### The problem
Find the word "size" in the data. Return every line where it appears.

▽

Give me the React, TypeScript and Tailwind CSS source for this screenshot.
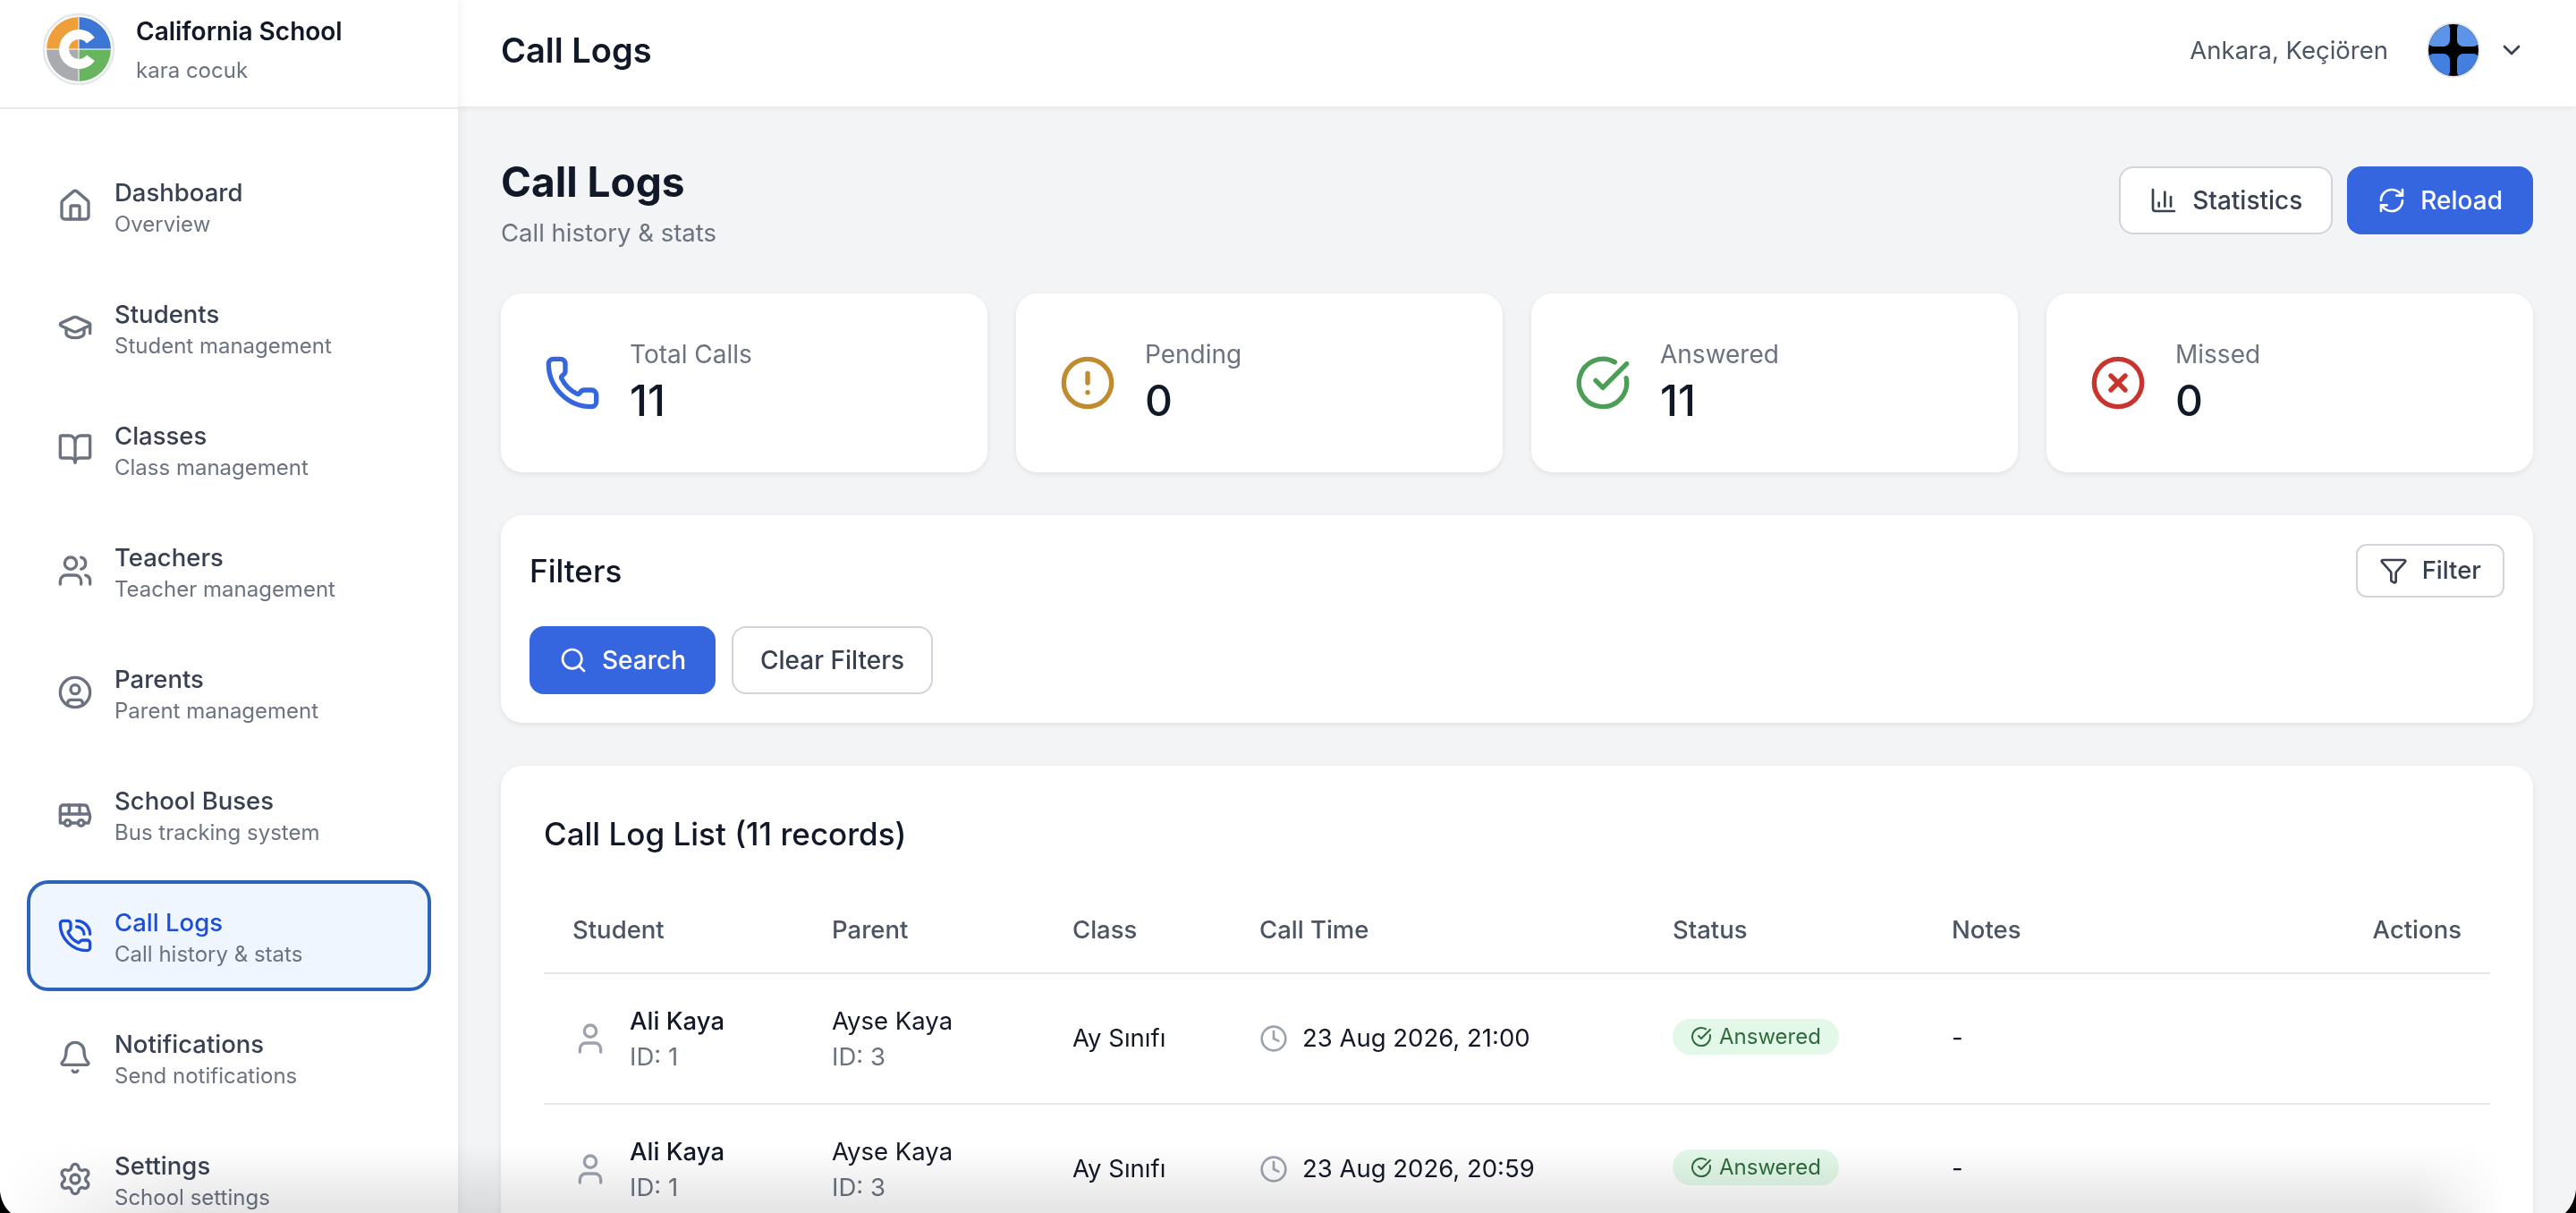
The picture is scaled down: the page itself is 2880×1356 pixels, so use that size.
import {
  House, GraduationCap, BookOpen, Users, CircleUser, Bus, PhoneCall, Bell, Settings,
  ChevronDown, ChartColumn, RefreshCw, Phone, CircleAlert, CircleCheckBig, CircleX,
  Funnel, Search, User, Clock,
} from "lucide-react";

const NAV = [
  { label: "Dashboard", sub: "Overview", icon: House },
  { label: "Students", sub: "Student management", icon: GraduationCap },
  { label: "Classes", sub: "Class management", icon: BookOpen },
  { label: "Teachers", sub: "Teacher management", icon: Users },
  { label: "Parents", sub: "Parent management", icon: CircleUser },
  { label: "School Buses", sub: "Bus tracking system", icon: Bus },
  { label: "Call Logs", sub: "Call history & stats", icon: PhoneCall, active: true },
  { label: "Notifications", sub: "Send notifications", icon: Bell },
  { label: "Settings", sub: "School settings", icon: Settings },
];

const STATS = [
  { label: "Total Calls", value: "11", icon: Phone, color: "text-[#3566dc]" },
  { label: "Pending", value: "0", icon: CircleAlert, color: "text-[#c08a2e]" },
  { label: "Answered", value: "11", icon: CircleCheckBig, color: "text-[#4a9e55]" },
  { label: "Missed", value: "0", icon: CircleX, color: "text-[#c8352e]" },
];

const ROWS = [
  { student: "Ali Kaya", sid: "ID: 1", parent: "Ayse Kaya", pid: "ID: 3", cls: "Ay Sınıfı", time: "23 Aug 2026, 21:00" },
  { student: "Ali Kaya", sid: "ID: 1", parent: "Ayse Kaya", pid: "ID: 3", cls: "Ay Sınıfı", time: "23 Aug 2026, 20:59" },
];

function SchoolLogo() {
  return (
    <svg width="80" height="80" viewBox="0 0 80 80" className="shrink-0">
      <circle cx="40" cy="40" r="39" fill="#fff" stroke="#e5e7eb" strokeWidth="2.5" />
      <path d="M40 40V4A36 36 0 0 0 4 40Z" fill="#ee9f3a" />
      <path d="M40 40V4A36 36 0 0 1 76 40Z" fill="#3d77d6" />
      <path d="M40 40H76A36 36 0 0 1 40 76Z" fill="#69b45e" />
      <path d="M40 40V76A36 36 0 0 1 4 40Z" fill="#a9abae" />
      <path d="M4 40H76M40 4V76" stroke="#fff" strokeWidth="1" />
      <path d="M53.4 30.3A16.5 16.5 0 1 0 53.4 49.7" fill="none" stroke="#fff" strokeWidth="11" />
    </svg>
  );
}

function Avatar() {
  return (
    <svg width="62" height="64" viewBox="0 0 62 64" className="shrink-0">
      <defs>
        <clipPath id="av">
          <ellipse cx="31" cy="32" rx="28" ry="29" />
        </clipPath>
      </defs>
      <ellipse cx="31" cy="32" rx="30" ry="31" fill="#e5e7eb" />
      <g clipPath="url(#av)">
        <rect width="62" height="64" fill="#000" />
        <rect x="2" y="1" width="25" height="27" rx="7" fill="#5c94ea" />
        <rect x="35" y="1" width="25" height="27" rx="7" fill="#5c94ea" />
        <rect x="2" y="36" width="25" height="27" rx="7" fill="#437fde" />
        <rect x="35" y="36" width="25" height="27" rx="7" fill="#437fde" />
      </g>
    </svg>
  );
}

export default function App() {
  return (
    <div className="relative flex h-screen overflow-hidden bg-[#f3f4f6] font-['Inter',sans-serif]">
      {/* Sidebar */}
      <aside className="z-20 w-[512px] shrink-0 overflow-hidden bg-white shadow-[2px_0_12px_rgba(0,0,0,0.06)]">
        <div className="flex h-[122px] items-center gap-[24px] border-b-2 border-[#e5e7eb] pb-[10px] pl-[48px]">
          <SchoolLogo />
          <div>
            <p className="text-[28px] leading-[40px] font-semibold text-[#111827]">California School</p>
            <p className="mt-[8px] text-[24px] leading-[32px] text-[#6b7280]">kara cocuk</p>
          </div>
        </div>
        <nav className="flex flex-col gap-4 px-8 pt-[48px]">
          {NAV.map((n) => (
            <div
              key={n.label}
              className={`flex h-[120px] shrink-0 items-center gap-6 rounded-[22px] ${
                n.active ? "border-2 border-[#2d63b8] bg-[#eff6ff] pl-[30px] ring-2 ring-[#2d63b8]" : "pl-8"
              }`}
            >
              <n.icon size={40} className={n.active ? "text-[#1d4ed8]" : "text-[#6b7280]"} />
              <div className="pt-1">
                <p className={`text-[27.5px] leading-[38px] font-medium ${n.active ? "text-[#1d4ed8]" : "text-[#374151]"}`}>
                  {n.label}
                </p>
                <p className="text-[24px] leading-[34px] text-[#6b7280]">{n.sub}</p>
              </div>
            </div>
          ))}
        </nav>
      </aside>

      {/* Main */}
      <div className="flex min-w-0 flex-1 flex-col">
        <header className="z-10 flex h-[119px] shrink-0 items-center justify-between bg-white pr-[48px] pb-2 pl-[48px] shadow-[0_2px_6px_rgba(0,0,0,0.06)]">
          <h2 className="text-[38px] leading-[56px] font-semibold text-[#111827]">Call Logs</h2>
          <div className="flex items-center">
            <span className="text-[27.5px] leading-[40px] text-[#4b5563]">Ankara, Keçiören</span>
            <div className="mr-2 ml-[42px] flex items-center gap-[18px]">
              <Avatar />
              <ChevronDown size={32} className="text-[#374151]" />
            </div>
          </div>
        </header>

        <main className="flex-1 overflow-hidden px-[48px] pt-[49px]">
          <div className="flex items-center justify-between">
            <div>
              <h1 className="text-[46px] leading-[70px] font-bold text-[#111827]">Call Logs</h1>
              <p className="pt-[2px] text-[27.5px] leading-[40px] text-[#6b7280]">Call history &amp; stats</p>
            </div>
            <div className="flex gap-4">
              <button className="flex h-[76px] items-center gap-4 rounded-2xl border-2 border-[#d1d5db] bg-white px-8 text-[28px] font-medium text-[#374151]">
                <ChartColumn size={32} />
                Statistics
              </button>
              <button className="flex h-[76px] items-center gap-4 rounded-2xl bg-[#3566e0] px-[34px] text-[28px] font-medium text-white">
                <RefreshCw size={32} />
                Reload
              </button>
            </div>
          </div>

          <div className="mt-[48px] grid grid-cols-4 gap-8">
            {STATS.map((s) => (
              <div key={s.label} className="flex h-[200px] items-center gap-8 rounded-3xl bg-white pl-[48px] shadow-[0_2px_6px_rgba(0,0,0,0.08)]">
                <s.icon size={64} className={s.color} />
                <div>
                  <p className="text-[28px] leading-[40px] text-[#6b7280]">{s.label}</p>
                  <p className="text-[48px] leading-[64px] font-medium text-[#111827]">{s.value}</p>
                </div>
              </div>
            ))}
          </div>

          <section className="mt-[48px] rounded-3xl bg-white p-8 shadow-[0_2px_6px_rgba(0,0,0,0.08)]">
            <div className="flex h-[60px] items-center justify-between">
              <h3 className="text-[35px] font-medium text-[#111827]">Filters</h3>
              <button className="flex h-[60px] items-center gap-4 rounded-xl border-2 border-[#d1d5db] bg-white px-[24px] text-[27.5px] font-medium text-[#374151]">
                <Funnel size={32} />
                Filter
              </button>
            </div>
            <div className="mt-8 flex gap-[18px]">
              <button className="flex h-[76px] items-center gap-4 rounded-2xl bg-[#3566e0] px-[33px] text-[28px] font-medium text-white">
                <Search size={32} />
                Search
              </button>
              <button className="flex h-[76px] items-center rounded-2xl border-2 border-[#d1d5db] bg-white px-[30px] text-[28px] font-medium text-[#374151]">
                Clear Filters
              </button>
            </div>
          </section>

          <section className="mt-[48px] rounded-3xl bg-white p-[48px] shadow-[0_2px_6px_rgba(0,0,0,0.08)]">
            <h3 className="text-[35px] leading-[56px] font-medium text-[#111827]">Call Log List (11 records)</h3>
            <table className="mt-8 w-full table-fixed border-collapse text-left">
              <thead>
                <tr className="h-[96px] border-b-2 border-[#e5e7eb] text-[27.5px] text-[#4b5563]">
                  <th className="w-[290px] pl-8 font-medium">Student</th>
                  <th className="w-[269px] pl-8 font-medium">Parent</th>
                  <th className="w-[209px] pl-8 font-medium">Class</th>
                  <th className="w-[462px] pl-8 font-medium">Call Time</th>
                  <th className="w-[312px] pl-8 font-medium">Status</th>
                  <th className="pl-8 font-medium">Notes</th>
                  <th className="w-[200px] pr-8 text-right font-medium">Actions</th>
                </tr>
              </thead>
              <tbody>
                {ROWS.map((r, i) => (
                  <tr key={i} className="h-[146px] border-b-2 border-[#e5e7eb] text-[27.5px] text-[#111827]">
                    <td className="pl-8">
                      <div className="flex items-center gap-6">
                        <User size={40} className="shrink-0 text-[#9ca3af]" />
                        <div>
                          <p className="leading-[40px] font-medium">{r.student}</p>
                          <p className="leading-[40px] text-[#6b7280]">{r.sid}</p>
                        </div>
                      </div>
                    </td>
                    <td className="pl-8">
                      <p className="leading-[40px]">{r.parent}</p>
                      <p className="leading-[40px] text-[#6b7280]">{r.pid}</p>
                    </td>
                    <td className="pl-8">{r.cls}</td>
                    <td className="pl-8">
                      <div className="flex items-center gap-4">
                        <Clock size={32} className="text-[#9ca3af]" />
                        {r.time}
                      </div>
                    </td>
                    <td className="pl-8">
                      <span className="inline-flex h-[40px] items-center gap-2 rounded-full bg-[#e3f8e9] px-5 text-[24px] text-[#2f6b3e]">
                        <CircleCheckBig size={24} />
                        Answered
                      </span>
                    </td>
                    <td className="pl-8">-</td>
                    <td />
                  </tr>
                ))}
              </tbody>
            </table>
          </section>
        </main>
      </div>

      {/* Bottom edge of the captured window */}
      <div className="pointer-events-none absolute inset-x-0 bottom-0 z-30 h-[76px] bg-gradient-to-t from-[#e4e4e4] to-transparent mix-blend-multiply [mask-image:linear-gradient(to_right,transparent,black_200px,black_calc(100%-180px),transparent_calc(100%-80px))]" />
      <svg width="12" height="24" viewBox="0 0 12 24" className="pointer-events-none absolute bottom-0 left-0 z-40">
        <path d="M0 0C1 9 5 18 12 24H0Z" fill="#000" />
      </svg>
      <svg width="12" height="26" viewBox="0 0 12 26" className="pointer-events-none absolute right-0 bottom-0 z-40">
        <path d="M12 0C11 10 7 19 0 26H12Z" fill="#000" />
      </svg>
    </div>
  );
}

△

### Full output
The picture is scaled down: the page itself is 2880×1356 pixels, so use that size.
              <n.icon size={40} className={n.active ? "text-[#1d4ed8]" : "text-[#6b7280]"} />
              <ChevronDown size={32} className="text-[#374151]" />
                <ChartColumn size={32} />
                <RefreshCw size={32} />
                <s.icon size={64} className={s.color} />
                <Funnel size={32} />
                <Search size={32} />
                        <User size={40} className="shrink-0 text-[#9ca3af]" />
                        <Clock size={32} className="text-[#9ca3af]" />
                        <CircleCheckBig size={24} />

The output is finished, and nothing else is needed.